Are we allow to use the functions that we discussed in class for project 1?

Yes.

Carter asks:

Are we allowed to put our reports on our personal website? Github?

Yes. My only request is that you do not mention that these are reports from this course. It is diffucult to come up with new projects each year, so I would prefer if these reports do not come up at the top of Google results when someone searches for MTH 448/548.

Meaghan asks:

What are some of the most important python topics to have a grasp on for this course?

The goal of the course it to teach about data processing and analysis, and about Python tools that help with such tasks.

Jena asks:

Could this be expanded into things like AI image processing?

I am not sure what you mean by “this”, but if you mean k-NN classification, then it depends on what particular applications you have in mind. k-NN may be useful for some tasks related to image processing.

Haiyi asks:

Are there differences and calculation errors in the two formulas for calculating distances? When the two calculation methods are different, how do we eliminate such calculation errors.

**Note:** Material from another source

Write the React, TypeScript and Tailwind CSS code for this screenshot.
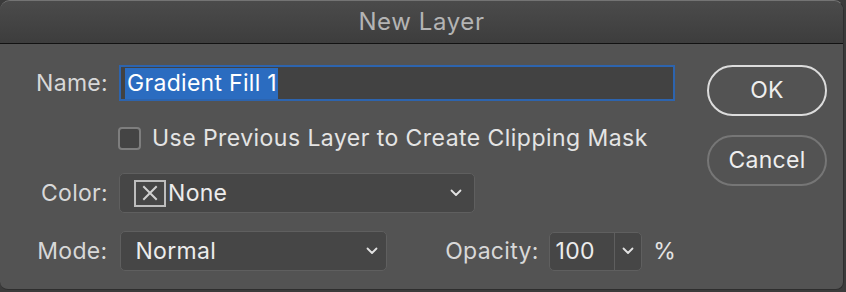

I am not sure what you mean by calculation errors. In k-NN you can use different ways of calculating distances between data points. Which method is the best may depends on the data you are dealing with. As a part of the first project you can experiment with what works best for the MNIST data.

Anna asks:

Will we be using ai in this course? I already consider this project ai.

Machine learning is considered to be part of artificial intelligence, and k-NN is a machine learning algorithm. Thus this first project indeed deals with AI tools.

Dakota asks:

Are we going to have time during class to work on the project? Also is there anyway we can ask for individual help outside of office hours?

Most of the class time last Wednesday was spent on the individual work on the project. I plan to schedule some class time for work on future project too.

It is best to ask for help either in class or during my office hours. I may be able to meet at other times too, but it is a busy semester so I can’t guarantee it. You can always ask though and I will see what I can do.